* DIRECTIONS FOR THIS TASK:
Only the lines from the line containing "Clone this screenshot" to the line containing "string; title: string[];", with both of those lines, are to be repeated exactly. Leave the images out.

** Start EXCERPTED RECORDS **

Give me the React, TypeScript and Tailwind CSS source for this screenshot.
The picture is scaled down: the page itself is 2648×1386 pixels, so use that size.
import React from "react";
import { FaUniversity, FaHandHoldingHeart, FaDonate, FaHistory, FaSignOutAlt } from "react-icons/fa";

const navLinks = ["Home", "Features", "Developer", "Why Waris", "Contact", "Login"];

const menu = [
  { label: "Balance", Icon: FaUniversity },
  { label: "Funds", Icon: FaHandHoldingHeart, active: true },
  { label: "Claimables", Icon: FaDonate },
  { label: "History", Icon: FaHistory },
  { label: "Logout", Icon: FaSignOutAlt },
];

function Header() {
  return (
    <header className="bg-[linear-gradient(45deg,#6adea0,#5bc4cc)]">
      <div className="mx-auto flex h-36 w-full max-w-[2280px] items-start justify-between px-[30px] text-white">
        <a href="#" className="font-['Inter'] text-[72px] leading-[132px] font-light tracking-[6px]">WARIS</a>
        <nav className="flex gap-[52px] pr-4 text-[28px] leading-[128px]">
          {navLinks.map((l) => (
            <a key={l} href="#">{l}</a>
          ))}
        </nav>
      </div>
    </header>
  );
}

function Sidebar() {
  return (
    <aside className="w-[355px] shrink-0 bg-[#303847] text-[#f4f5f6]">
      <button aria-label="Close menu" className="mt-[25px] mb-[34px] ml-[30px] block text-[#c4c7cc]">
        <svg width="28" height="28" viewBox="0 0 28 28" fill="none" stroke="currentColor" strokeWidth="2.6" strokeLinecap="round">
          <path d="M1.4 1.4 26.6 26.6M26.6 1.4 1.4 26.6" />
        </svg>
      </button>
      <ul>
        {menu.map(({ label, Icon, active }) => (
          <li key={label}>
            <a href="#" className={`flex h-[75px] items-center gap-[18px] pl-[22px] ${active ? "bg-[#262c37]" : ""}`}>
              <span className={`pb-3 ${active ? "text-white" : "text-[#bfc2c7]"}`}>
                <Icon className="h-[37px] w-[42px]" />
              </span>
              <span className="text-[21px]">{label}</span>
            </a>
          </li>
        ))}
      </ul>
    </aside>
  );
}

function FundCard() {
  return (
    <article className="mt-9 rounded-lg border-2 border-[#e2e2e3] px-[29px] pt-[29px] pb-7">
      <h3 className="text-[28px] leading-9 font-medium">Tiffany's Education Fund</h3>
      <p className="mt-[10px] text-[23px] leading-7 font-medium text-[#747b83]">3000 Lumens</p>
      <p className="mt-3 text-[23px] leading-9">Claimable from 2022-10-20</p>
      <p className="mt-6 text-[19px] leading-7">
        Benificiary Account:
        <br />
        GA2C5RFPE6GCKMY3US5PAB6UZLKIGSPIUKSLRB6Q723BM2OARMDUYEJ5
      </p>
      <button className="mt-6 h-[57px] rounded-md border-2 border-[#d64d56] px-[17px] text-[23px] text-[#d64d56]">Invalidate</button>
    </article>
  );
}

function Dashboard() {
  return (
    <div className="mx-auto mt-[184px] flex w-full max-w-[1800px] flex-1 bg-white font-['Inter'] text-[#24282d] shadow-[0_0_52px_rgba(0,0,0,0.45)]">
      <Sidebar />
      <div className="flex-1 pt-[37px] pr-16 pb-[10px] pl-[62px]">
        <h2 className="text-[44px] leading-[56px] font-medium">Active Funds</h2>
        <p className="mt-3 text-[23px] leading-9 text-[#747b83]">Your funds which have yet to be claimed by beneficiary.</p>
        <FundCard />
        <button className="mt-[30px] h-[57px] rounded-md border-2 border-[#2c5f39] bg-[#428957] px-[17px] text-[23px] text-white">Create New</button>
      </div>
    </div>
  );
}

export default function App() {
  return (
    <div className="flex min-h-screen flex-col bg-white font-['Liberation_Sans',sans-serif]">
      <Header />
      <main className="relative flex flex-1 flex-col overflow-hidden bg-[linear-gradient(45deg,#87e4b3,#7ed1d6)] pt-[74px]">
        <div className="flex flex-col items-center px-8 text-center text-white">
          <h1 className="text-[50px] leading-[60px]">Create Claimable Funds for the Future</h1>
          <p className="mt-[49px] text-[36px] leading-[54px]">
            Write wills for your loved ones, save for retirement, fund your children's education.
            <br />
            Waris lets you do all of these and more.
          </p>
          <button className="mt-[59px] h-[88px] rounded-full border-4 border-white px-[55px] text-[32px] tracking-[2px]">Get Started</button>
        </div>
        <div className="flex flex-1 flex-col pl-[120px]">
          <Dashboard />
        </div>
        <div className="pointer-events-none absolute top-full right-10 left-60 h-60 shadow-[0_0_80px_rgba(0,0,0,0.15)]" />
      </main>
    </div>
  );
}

** End EXCERPTED RECORDS **
** Start EXCERPTED RECORDS **

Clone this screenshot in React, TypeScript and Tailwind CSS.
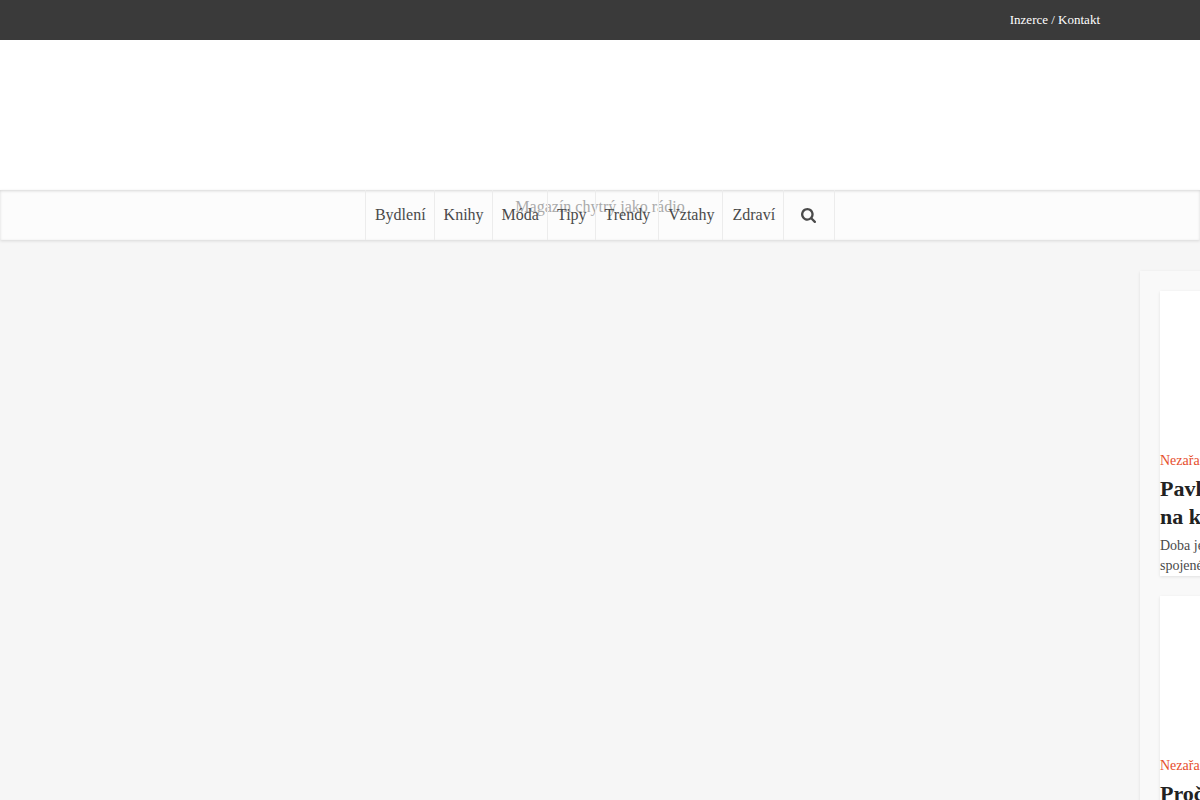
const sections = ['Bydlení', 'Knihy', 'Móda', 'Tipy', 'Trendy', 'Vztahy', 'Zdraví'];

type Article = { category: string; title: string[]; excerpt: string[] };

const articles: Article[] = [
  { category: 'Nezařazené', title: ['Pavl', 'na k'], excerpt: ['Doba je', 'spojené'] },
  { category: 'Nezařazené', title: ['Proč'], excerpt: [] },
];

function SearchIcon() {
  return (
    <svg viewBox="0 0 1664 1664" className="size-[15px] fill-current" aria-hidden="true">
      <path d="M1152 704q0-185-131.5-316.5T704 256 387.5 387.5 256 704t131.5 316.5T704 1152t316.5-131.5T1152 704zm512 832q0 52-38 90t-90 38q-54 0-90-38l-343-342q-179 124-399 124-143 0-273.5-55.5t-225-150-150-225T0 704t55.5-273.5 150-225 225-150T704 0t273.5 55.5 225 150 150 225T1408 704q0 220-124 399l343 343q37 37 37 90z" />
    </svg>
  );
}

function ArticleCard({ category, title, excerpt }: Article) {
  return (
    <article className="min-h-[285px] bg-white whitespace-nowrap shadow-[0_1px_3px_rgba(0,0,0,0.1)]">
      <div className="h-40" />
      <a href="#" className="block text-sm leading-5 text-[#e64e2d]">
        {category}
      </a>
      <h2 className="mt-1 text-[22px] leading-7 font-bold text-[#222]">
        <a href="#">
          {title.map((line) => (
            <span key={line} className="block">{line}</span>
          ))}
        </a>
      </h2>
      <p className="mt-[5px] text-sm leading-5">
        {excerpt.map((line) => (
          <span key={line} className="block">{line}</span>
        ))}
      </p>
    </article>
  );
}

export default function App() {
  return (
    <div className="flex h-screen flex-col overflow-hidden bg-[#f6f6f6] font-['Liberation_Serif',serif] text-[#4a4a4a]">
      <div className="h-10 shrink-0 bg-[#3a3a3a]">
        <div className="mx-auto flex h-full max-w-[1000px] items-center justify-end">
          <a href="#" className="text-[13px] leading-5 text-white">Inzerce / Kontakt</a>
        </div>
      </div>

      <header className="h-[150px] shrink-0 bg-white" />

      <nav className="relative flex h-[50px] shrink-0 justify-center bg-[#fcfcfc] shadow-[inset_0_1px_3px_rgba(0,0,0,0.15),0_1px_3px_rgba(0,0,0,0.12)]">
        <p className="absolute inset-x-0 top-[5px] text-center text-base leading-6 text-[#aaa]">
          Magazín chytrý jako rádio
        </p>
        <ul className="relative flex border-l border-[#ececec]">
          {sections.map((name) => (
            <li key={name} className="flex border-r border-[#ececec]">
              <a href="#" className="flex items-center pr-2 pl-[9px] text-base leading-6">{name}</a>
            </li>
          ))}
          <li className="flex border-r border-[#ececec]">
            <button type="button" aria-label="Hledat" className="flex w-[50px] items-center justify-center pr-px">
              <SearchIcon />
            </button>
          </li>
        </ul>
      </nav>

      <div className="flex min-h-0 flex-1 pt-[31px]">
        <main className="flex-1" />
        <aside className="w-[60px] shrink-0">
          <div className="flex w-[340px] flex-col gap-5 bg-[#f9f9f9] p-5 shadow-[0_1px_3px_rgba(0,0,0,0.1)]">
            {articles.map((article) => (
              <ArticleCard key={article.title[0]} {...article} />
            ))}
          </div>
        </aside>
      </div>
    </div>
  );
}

** End EXCERPTED RECORDS **

* RESPONSE FOR THIS EXERCISE:
Clone this screenshot in React, TypeScript and Tailwind CSS.
const sections = ['Bydlení', 'Knihy', 'Móda', 'Tipy', 'Trendy', 'Vztahy', 'Zdraví'];

type Article = { category: string; title: string[]; excerpt: string[] };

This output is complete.